Damien Hirst: revelations through shock tactics

Damien Hirst: revelations through shock tactics

Emrah Güler LONDON - Hürriyet Daily News

Damien Hirst poses with a creation entitled ‘I Am Become Death, Shatterer of Worlds 2006’ during the opening of his solo exhibition showcasing work spanning over two decades at the Tate Modern. AFP photo

Whether you are an art aficionado with old-fashioned conceptions of art or are ready to be swept away by the shock value of contemporary art, it’s hard not be impressed with Damien Hirst. More specifically, it’s hard not to be impressed with the largest U.K. exhibition ever for the man who single-handedly changed the British contemporary art.

The sight of medicine cabinets neatly filled with pharmaceuticals, or the head of a cow with flies crawling all over it may not be your idea of art, but for evoking emotions and raising questions, Damien Hirst’s work would have to be at the top of a list of true works of art that leave an impact. That impact might wear out as soon as you leave the exhibition, but it’s definitely palpable when walking past dead and living butterflies, a shark suspended in formaldehyde.

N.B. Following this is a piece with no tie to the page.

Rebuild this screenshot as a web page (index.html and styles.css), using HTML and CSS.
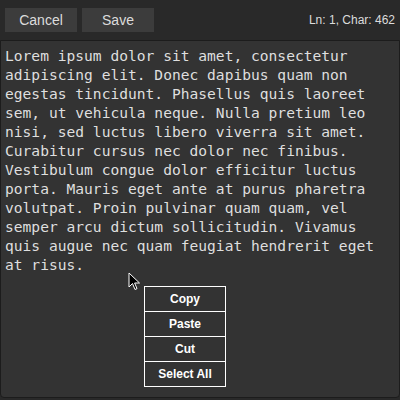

With his first exhibition “Freeze” in 1988, Hirst leapt straight into the art scene, initiating a brand of contemporary art that would leave its mark on Britain in the 1990s. Known as the Young British Artists, YBA, or Britart, a generation of artists born in mid-1960s that included Hirst, along with others like Tracey Emin and Carl Freedman, revitalized visual art by incorporating shock elements in their work, using throwaway objects and showcasing their opposition to the system in unprecedented ways.

The Damien Hirst exhibition at London’s Tate Modern, running until Sept. 9, presents most of his high-profile and controversial works together for the first time. For Hirst, “Every work must say something and deny it at the same time.” Hence, his fixation with oppositions, like life and death, science and religion, faith and loss of faith, decay and resurrection, the passing of time and the suspension of time.

“There are four important things in life: religion, love, art and science,” says Hirst. Love is not present in most of his work, but religion and science both have overarching presences. His spot paintings show a meticulous arrangement, almost scientific in terms of how they use color, the distance between spots, and their placement on canvas.

Cigarettes and butterflies

Hirst’s cabinets, exemplified most famously by his medicine cabinets, display carefully-placed replicas of pills, cigarette butts and diamonds hovering over the viewer from wall to wall. Science, or more specifically its relevance to making sense of death and a assisting with the desperation to delay it, is evident in many of Hirst’s works.

“You can only cure people for so long and then they’re going to die anyway,” says Hirst. Pharmaceutical are recur in his work, as do cigarette butts. Hirst has referred to smoking a cigarette as a “mini life cycle.” Cigarette butts and full ashtrays run through the exhibition, culminating with his 1996 work “Crematorium,” a giant ashtray filled with cigarette butts and empty cigarette boxes. Concepts of life and death become more pronounced in Hirst’s famous “Natural History” series. His 1991 work “The Physical Impossibility of Death in the Mind of Someone Living,” consisting of a shark preserved in a vitrine, was originally intended to evoke primal fear in the viewer, but feels more like a circus show.

Not so with the bisected cow and calf, which allow the viewer see the animals from both inside and outside simultaneously, but perhaps the works that best epitomize Hirst’s obsession with life and death are the “In and Out Love” installations, using butterflies. In one humidified room, pupae are attached to white canvases, and butterflies are in different stages of life, some getting ready to hatch from the paintings, others flying freely inside the room and feeding on flowers and fruit. In another room are canvases covered with dead butterflies.

In another room, dead butterflies are turned into medieval-style stained-glass church windows and forms reminiscent of mandalas from Hindu or Buddhist traditions. Accompanying them in the middle of the room is the figure of an angel made from white marble. From one point of view the angel looks not unlike a classic religious sculpture. Another perspective reveals the angel’s internal organs on display. The guiding power of science to deal with death gives way to religion in this room.

HUMAN SKULL WITH DIAMONDS


Hirst is one of the richest artists in the world, and his tour de force on opulence is exhibited in another area, in the Turbine Gallery. “For the Love of God” is a human skull encrusted with some 8,000 diamonds and real human teeth, which sold for a record 100 million dollars. Hirst’s position as a maker of genuine art might be an issue for discussion, but his business acumen is well known, proving Andy Warhol’s famous words, “Making money is art and working is art and good business is the best art.”